For warehousing/logistics, Melitta reduced warehouses by two including dispatch points and the high-rack storage that was subject to a lot of repairs in order to bundle everything into a single storage location. The whole warehousing and shipment has been provided anyway by an external service provider - there is now a shuttle service between the external warehouse and the plant. The EDI interface required for this between the service provider and Melitta's specific SAP was described, mapped and implemented in technical data terms on SAP by Wassermann AG. In order to further reduce logistics costs, Melitta replaced the ageing palettizing system (4/8 layers) with modern technology for stacking 5/10 palettes. The new palletizing system was also connected to the SAP and wayRTS systems using a triangular interface produced by Wassermann.

Project success: roasting, grinding, packing with real-time planning

The success of the new system is demonstrated by significantly higher transparency for the production processes in the planning department. This was an essential requirement for acceptance of the new software and process changes by the employees.

The EDI connection with the warehouse service provider and integration of rolling sales plans also increase the efficiency and reaction speed in process control. "Whether transparency for open orders, stock shortfalls, scheduling production or planning packaging machines and roasting - with wayRTS we can respond in a flash," underscores Westerhoff.

Key lessons: discipline, good data quality and realism are essential

"Implementing such an integrated planning tool," according to advice from Westerhoff, "requires the necessary discipline of all those involved: without falling back into old behaviours or allowing avoidance solutions to creep in.
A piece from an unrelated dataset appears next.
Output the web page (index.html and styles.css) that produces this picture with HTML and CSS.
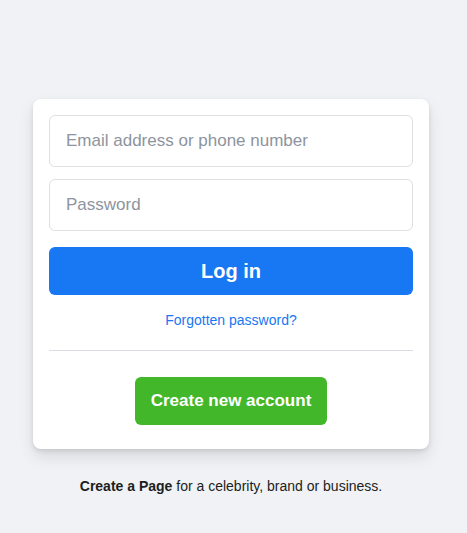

Acceptance of the system by the employees stands and falls with the reliability of the data." As behaviours that have developed over many years cannot be changed immediately, a software launch and re-structuring this dimension requires thorough training and intensive communication. "Otherwise you overtax your team," clarifies Westerhoff. "If there is also external pressure from unforeseen requirement peaks, the employees can only master the bottlenecks with good support."

The internal IT team must therefore be of an adequate size to penetrate the internal processes and able to cope with such massive change. Above all Westerhoff recommends involving change managers at a very early stage: "If we had done that at the right time, the whole project would have run even more seamlessly. I therefore advise everyone not to struggle on with things that other people can deal with in a much better way. This affects both the (hard) IT side and the soft factors involved in modifying processes."